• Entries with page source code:
>> begin
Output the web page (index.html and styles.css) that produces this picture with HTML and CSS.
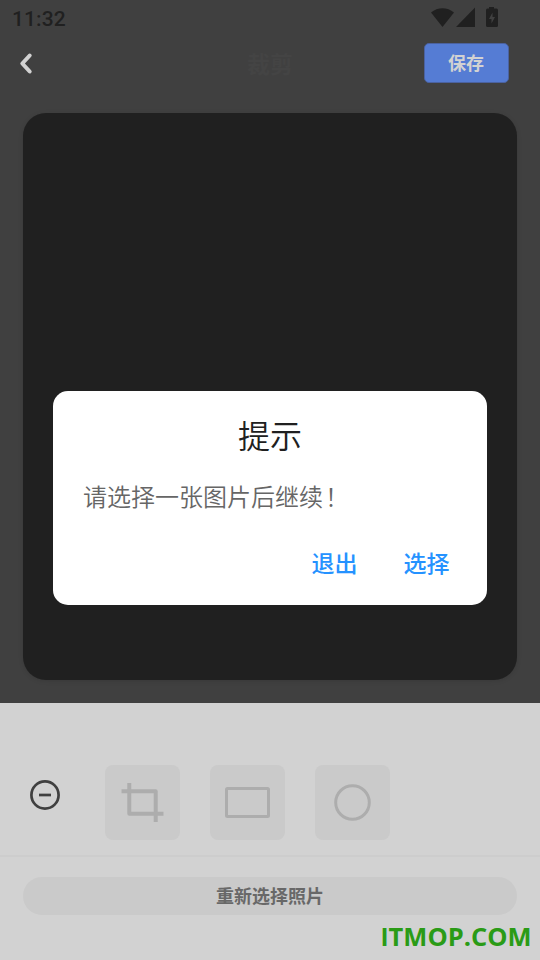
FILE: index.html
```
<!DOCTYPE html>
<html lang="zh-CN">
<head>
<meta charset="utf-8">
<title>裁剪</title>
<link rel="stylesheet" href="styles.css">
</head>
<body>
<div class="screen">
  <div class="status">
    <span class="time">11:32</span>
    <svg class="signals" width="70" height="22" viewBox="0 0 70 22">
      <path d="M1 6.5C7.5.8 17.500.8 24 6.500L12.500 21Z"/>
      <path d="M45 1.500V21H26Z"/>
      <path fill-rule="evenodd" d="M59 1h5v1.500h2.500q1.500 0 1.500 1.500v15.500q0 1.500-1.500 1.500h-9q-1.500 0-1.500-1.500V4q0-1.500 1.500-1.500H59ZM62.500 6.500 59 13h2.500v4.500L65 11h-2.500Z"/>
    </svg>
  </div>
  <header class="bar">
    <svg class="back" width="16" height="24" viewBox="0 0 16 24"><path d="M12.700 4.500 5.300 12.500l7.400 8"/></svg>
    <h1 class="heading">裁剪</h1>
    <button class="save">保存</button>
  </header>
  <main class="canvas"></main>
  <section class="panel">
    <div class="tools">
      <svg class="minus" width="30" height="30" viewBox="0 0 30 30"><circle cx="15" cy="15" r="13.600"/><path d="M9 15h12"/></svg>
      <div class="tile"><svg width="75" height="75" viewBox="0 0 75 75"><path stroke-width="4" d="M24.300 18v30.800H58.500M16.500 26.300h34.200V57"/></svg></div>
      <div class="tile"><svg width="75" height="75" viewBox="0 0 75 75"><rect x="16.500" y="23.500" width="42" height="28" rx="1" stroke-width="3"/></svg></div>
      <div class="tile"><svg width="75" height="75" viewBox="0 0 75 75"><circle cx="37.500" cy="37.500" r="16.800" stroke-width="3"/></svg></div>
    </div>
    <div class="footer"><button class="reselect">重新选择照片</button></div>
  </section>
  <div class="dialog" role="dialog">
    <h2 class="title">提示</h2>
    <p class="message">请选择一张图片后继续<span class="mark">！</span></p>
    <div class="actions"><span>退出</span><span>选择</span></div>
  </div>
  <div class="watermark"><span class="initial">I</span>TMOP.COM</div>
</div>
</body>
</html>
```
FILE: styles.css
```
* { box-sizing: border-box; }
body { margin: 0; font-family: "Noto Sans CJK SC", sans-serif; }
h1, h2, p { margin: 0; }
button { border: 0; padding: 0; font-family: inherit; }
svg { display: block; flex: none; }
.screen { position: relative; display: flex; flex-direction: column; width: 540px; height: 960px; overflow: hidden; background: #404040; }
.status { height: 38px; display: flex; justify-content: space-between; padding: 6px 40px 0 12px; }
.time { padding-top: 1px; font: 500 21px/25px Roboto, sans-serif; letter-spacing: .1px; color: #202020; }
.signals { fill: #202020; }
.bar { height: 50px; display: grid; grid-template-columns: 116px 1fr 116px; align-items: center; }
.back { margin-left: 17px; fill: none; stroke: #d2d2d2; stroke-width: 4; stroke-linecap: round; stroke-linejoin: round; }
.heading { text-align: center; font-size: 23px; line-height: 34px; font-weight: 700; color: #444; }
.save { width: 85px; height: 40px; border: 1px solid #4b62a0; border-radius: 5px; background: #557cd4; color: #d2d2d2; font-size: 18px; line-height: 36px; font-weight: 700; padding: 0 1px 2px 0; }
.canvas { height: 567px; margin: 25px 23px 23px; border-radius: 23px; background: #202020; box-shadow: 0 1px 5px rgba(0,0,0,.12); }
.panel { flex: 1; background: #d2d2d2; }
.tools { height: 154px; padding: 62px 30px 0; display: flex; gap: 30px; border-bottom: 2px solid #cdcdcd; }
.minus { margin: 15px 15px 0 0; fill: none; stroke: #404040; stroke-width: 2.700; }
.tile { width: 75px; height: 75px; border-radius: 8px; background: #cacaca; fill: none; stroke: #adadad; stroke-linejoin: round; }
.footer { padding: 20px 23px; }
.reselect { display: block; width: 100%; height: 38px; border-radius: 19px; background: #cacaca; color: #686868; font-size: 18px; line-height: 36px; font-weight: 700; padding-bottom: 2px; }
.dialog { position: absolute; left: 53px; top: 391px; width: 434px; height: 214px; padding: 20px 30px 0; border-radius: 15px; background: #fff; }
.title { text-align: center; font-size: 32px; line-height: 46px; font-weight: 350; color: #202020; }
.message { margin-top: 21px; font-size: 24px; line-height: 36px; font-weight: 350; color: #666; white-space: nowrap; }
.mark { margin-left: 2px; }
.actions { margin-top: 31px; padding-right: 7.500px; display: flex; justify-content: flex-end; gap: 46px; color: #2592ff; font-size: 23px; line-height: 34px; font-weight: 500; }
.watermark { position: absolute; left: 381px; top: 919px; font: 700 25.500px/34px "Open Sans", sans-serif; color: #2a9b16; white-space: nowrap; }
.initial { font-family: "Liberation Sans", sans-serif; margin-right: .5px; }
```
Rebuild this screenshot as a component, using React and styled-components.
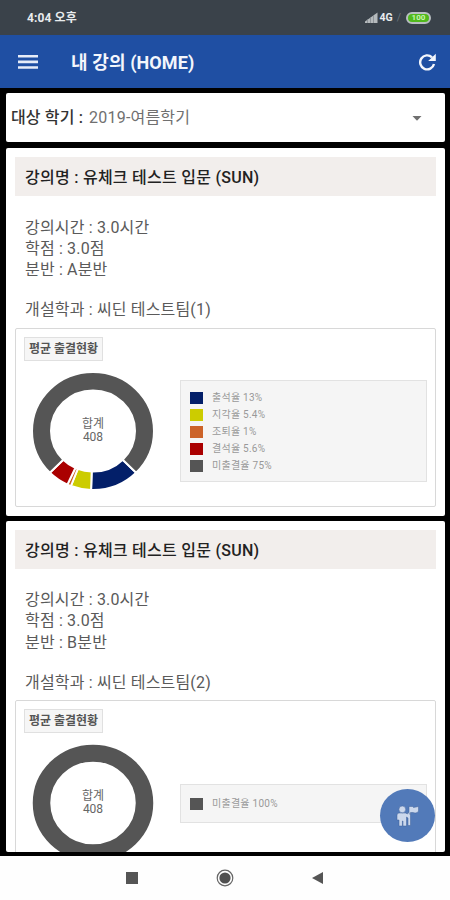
>> end
Search the records above for the string "styles". Copy every line that contains it.

• Answer for the task:
Output the web page (index.html and styles.css) that produces this picture with HTML and CSS.
<link rel="stylesheet" href="styles.css">
FILE: styles.css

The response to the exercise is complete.